North Korea Says South's Pulling Out Of Industrial Zone 'Declaration Of War'


 North Korea said it was kicking out all South Koreans from the jointly run Kaesong industrial zone today, calling the South's move to suspend operations, in retaliation for Sunday's rocket launch by the North, a "declaration of war".

The North declared the industrial park, run by the rivals as a symbol of cooperation for more than a decade, a military control zone, the agency that handles its ties with Seoul said, according to the official KCNA news agency.

Dozens of South Korean trucks were already returning across the border earlier in the day, laden with goods and equipment, after the South said it was pulling out.
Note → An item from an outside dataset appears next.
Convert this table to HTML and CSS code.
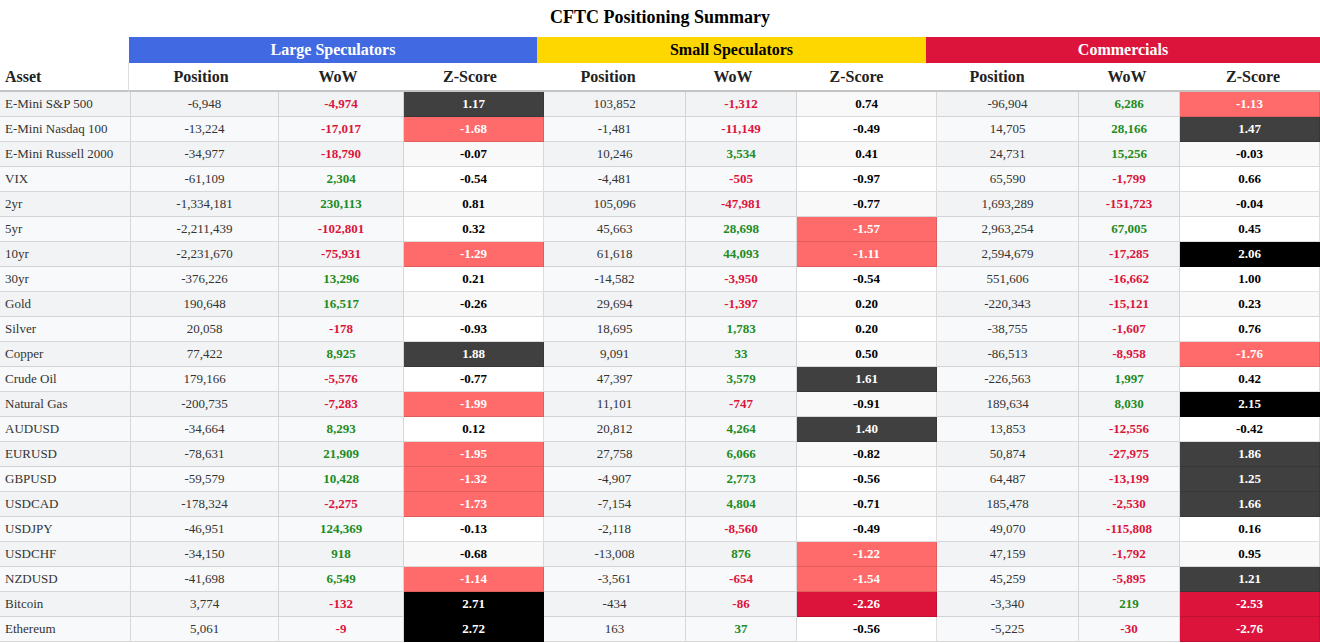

"Unpardonable is the puppet group's act of totally suspending the operation in (Kaesong), finding fault with the DPRK's H-bomb test and launch of a satellite," the North's Committee for the Peaceful Reunification of Korea said, referring to South Korea.

Isolated North Korea regularly dismisses the South as a puppet of the United States and just as regularly accuses both of acts of war against it.

DPRK is short for the North's official name, the Democratic People's Republic of Korea. North Korea tested what it said was a hydrogen bomb on Jan. 6 and on Sunday launched a rocket, putting a satellite into orbit.

The United States, Japan and South Korea said Sunday's launch was a ballistic missile test, and like last month's nuclear test, a violation of U.N. resolutions. The U.S. Senate voted unanimously in favour of tougher sanctions.

North Korea ordered South Koreans out of the zone by late afternoon, forbidding them to take anything other than personal belongings, KCNA said. South Korea said after the North's announcement that its top priority was the safe return of all of its people.